When specifying automated cleaning for high-volume production, the gap between a system that works on paper and one that runs consistently across three shifts is where throughput targets die. Tunnel ultrasonic cleaning systems are not simply long tanks with transducers; they are engineered continuous-flow machines where conveyor geometry, ultrasonic power density, and drying architecture directly determine whether your line moves at the speed you need. After two decades designing and deploying these systems across automotive, fastener, and consumer electronics factories, I've found that the decisions with the biggest throughput impact are often the ones addressed last in a spec discussion.
Tunnel Ultrasonic System Capabilities for High-Throughput Production
A tunnel ultrasonic cleaning system integrates multiple processing stages — washing, ultrasonic degreasing, rinsing, drying — into a single inline machine. Parts enter on a conveyor, pass through each station, and exit clean and dry, without manual handling.
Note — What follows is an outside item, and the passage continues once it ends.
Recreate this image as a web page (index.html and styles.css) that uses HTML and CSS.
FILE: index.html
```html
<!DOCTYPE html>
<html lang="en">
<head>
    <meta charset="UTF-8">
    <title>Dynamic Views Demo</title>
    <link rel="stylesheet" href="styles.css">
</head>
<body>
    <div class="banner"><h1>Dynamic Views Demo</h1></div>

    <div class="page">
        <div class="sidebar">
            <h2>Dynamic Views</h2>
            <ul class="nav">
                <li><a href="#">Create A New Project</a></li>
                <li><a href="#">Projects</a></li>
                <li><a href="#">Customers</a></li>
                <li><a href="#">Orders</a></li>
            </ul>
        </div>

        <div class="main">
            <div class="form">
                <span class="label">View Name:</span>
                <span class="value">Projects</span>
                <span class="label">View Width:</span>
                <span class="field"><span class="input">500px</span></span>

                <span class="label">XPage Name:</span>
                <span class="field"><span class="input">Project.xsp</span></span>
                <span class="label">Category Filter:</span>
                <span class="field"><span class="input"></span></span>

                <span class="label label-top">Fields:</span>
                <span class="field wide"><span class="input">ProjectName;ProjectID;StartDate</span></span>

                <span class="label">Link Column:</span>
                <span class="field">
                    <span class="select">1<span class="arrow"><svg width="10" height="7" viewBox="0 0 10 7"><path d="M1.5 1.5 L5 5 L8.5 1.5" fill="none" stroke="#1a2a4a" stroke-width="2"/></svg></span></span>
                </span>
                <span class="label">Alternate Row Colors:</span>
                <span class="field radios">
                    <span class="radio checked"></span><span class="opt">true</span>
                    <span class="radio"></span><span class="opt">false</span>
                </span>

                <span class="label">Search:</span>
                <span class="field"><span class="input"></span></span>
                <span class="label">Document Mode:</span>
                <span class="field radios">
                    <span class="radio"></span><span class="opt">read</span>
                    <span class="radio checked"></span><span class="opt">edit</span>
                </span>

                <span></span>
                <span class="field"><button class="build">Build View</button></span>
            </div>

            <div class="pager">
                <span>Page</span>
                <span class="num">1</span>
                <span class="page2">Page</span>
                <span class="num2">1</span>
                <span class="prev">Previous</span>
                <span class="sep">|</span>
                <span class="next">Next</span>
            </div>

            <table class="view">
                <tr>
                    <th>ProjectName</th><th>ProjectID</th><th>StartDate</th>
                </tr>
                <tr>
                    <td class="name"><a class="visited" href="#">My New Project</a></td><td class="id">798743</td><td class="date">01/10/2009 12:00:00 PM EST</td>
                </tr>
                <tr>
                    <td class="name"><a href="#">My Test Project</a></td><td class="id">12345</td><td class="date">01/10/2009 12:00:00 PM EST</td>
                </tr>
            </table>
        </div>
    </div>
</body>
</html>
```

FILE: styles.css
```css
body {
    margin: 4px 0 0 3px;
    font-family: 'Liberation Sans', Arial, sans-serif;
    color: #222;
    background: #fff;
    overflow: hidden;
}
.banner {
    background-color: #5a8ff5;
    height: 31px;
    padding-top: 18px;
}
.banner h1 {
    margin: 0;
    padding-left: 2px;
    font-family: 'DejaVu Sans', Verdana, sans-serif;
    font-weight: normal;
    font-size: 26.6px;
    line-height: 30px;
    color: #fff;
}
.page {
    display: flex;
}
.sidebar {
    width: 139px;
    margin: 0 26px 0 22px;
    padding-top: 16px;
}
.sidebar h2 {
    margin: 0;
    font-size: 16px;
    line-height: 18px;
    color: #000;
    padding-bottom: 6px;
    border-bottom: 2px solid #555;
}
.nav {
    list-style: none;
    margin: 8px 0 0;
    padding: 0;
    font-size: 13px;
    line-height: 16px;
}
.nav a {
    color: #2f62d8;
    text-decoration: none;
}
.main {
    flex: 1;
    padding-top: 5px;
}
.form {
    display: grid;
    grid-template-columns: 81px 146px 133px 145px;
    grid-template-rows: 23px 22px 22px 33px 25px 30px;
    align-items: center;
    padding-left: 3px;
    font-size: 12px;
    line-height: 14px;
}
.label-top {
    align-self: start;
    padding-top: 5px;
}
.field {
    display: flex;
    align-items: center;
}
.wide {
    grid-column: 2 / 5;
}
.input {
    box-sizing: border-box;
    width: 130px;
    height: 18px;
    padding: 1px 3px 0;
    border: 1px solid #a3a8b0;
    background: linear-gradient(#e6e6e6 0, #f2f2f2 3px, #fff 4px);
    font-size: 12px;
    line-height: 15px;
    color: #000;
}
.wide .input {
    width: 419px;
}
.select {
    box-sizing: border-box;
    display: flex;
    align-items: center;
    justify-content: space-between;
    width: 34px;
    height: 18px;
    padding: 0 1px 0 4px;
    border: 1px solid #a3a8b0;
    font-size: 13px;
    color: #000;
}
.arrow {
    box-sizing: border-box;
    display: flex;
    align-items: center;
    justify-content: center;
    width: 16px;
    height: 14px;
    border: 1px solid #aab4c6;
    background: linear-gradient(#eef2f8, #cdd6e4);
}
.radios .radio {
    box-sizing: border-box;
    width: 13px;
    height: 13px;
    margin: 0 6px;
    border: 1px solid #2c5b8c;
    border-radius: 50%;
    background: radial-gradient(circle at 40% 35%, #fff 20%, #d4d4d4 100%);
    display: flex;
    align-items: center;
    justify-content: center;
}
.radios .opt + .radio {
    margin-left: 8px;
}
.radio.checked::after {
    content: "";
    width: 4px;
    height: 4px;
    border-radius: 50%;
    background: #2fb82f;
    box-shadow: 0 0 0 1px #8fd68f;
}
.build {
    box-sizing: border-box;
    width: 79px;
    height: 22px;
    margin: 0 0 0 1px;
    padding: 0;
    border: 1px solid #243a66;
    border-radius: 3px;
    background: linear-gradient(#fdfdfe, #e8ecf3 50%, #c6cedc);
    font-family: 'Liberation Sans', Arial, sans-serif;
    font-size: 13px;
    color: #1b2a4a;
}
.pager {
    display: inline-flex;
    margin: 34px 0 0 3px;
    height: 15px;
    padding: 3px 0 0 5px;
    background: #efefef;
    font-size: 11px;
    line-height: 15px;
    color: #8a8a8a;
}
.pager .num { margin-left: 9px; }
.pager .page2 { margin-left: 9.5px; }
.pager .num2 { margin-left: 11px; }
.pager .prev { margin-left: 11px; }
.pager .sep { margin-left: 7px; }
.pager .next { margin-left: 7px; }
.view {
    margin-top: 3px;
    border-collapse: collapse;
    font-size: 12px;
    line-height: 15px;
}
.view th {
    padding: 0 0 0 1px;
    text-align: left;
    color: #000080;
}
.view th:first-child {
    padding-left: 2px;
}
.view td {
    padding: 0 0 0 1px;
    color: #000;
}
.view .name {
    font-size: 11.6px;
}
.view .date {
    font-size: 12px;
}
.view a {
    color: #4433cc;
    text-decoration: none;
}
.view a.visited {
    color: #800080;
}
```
The core advantage is not simply automation; it is that cleaning becomes a deterministic process rather than a batch-dependent one.
The throughput of a tunnel system depends on conveyor speed multiplied by part density per unit length of belt. But speed cannot be dialled up arbitrarily. If ultrasonic exposure time falls below the minimum required to cavitate contaminants loose, cleanliness fails. The system must balance conveyor velocity against the effective length of the ultrasonic tank and the cleaning chemistry's action time. In practice, a well-designed tunnel system for high-throughput applications runs conveyors at speeds between 0.5 and 1.5 metres per minute for small to medium parts, with tank lengths of 2 to 5 metres providing sufficient dwell time.
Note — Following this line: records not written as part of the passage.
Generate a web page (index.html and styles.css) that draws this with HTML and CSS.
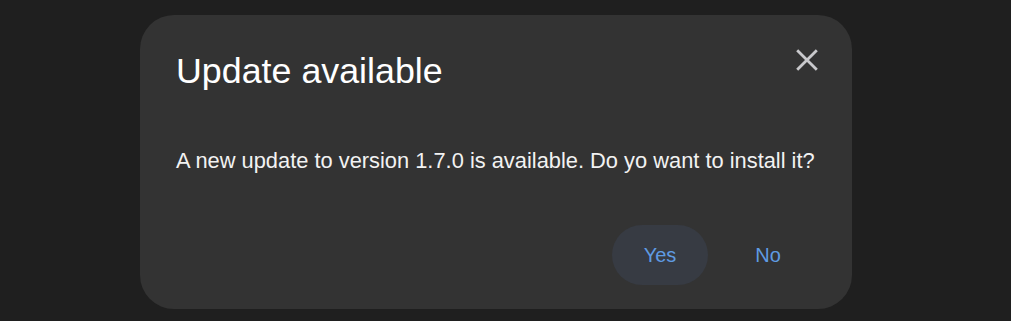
FILE: index.html
```html
<!DOCTYPE html>
<html lang="en">
<head>
<meta charset="utf-8">
<title>Update available</title>
<link rel="stylesheet" href="styles.css">
</head>
<body>
<div class="dialog" role="dialog" aria-labelledby="dlg-title">
  <div class="dialog-header">
    <h2 class="dialog-title" id="dlg-title">Update available</h2>
    <button class="close-btn" aria-label="Close">
      <svg viewBox="0 0 22 22" width="22" height="22" aria-hidden="true">
        <path d="M1.2 1.2 L20.8 20.8 M20.8 1.2 L1.2 20.8" stroke="currentColor" stroke-width="2.8" stroke-linecap="butt" fill="none"/>
      </svg>
    </button>
  </div>
  <p class="dialog-body">A new update to version 1.7.0 is available. Do yo want to install it?</p>
  <div class="dialog-actions">
    <button class="action-btn is-primary">Yes</button>
    <button class="action-btn">No</button>
  </div>
</div>
</body>
</html>
```
FILE: styles.css
```css
html, body {
  margin: 0;
  padding: 0;
  background: #1f1f1f;
  font-family: "Liberation Sans", Arial, sans-serif;
}

body {
  width: 1011px;
  height: 321px;
  overflow: hidden;
}

.dialog {
  box-sizing: border-box;
  margin: 15px 0 0 140px;
  width: 712px;
  height: 294px;
  padding: 36px 36px 24px;
  background: #333333;
  border-radius: 34px;
  display: flex;
  flex-direction: column;
}

.dialog-header {
  display: flex;
  justify-content: space-between;
  align-items: flex-start;
  height: 40px;
}

.dialog-title {
  margin: 0;
  font-size: 35.8px;
  line-height: 40px;
  font-weight: 400;
  color: #ffffff;
}

.close-btn {
  width: 40px;
  height: 40px;
  margin: -11px -11px 0 0;
  padding: 0;
  border: 0;
  background: transparent;
  color: #c9c9cc;
  display: flex;
  align-items: center;
  justify-content: center;
  cursor: pointer;
}

.close-btn svg {
  display: block;
}

.dialog-body {
  margin: 56px 0 0;
  font-size: 21.85px;
  line-height: 28px;
  color: #f2f2f2;
}

.dialog-actions {
  margin-top: 50px;
  display: flex;
  justify-content: flex-end;
  gap: 12px;
}

.action-btn {
  width: 96px;
  height: 60px;
  border: 0;
  border-radius: 30px;
  padding: 0;
  background: transparent;
  color: #5f9be3;
  font-family: "Liberation Sans", Arial, sans-serif;
  font-size: 20px;
  cursor: pointer;
}

.action-btn.is-primary {
  background: #373b43;
}
```
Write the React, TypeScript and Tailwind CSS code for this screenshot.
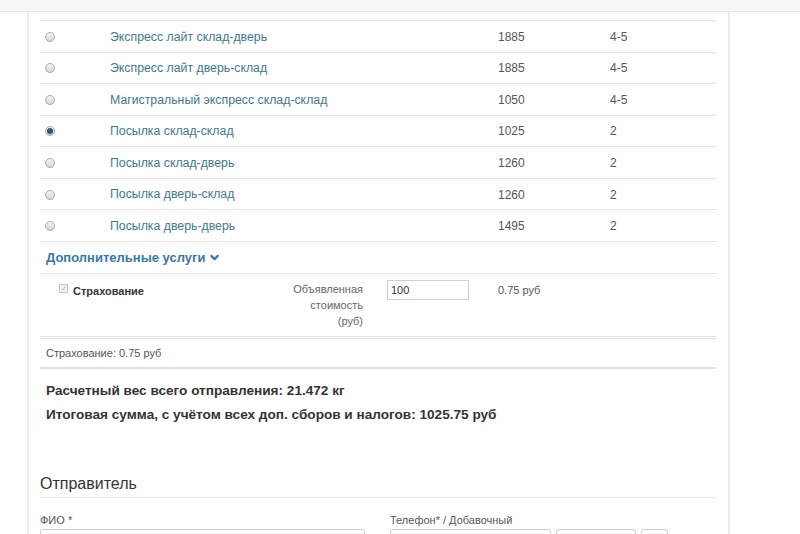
import { ChevronDown } from "lucide-react";

interface Tariff {
  name: string;
  price: string;
  days: string;
  checked?: boolean;
}

const tariffs: Tariff[] = [
  { name: "Экспресс лайт склад-дверь", price: "1885", days: "4-5" },
  { name: "Экспресс лайт дверь-склад", price: "1885", days: "4-5" },
  { name: "Магистральный экспресс склад-склад", price: "1050", days: "4-5" },
  { name: "Посылка склад-склад", price: "1025", days: "2", checked: true },
  { name: "Посылка склад-дверь", price: "1260", days: "2" },
  { name: "Посылка дверь-склад", price: "1260", days: "2" },
  { name: "Посылка дверь-дверь", price: "1495", days: "2" },
];

function Radio({ checked }: { checked?: boolean }) {
  return (
    <span className="flex h-[10px] w-[10px] items-center justify-center rounded-full border border-[#a9a9a9] bg-gradient-to-b from-[#f4f4f4] to-[#d6d6d6]">
      {checked && <span className="h-[6px] w-[6px] rounded-full bg-[#2f5673]" />}
    </span>
  );
}

function App() {
  return (
    <main
      className="h-[534px] w-[800px] overflow-hidden bg-white text-[12px] text-[#555]"
      style={{ fontFamily: '"Liberation Sans", Arial, sans-serif' }}
    >
      <div className="h-[12px] border-b border-[#e6e6e6] bg-[#f7f7f7]" />
      <div className="ml-[27px] w-[703px] border-x-2 border-[#ececec] pl-[11px] pr-[11px] pt-[8px]">
        {/* Tariffs */}
        <div className="w-[676px] border-t border-[#e4e4e4]">
          {tariffs.map((t) => (
            <div key={t.name} className="flex h-[31.57px] items-center border-b border-[#e4e4e4] pt-[1px]">
              <div className="flex w-[70px] pl-[5px]">
                <Radio checked={t.checked} />
              </div>
              <div className="w-[388px] text-[12.3px] text-[#3d7a8e]">{t.name}</div>
              <div className="w-[112px]">{t.price}</div>
              <div>{t.days}</div>
            </div>
          ))}

          {/* Extra services */}
          <div className="flex h-[32px] items-center border-b border-[#e4e4e4] pl-[6px] text-[13px] font-bold text-[#3a78a8]">
            Дополнительные услуги
            <ChevronDown size={13} strokeWidth={4} className="ml-[3px]" />
          </div>

          <div className="flex h-[65px] border-b-[3px] border-double border-[#e2e2e2] pt-[7px] text-[11px]">
            <div className="flex w-[200px] items-start pl-[19px] pt-[2px]">
              <span className="mt-[1px] flex h-[9px] w-[9px] items-center justify-center border border-[#c8c8c8] bg-[#f2f2f2] text-[7px] leading-none text-[#aaa]">
                ✓
              </span>
              <span className="ml-[5px] font-bold text-[#333]">Страхование</span>
            </div>
            <div className="w-[123px] text-right text-[11px] leading-[16px] text-[#666]">
              Объявленная
              <br />
              стоимость
              <br />
              (руб)
            </div>
            <div className="w-[135px] pl-[24px]">
              <div className="-mt-[1px] flex h-[20px] w-[82px] items-center border border-[#cfcfcf] px-[3px] text-[11px] text-[#333]">
                100
              </div>
            </div>
            <div className="pt-[1px] text-[11px]">0.75 руб</div>
          </div>

          <div className="flex h-[30px] items-center border-b-2 border-[#e0e0e0] pl-[6px] pt-[1px] text-[11px] text-[#555]">
            Страхование: 0.75 руб
          </div>

          <div className="pl-[6px] pt-[10px] text-[13.6px] font-bold leading-[24px] text-[#333]">
            <div>Расчетный вес всего отправления: 21.472 кг</div>
            <div>Итоговая сумма, с учётом всех доп. сборов и налогов: 1025.75 руб</div>
          </div>
        </div>

        {/* Sender */}
        <div className="mt-[47px] w-[676px]">
          <h3 className="border-b border-[#e8e8e8] pb-[3px] text-[16px] leading-[20px] text-[#333]">
            Отправитель
          </h3>
          <div className="mt-[15px] flex">
            <div className="w-[350px]">
              <div className="text-[11px] leading-[14px] text-[#555]">ФИО *</div>
              <div className="mt-[2px] h-[26px] w-[325px] rounded-[3px] border border-[#cccccc]" />
            </div>
            <div>
              <div className="text-[11px] leading-[14px] text-[#555]">Телефон* / Добавочный</div>
              <div className="mt-[2px] flex gap-[5px]">
                <div className="h-[26px] w-[161px] rounded-[3px] border border-[#cccccc]" />
                <div className="h-[26px] w-[80px] rounded-[3px] border border-[#cccccc]" />
                <div className="h-[26px] w-[27px] rounded-[3px] border border-[#cccccc]" />
              </div>
            </div>
          </div>
        </div>
      </div>
    </main>
  );
}

export default App;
Design Factors That Determine Cleaning Throughput and Quality
The throughput you get from a tunnel ultrasonic cleaning system is not a single published number. It emerges from the interaction of several physical parameters. I'll walk through the ones that have caused the most redesigns in projects I've been involved with.
Ultrasonic power density matters first. Most industrial systems run at 10–20 watts per litre, but for high-throughput applications with heavy oils or tenacious cutting fluids, 25–30 W/L keeps cavitation intensity up when conveyor speed increases. Frequency choice follows the contaminant type. We use 20–25 kHz for bulk degreasing of steel stampings, 40 kHz for parts with fine threads or blind holes, and 80 kHz for polished aluminium where surface damage is unacceptable. Multi-frequency staging, with lower frequencies in first tanks and higher frequencies in rinse tanks, often delivers the best balance.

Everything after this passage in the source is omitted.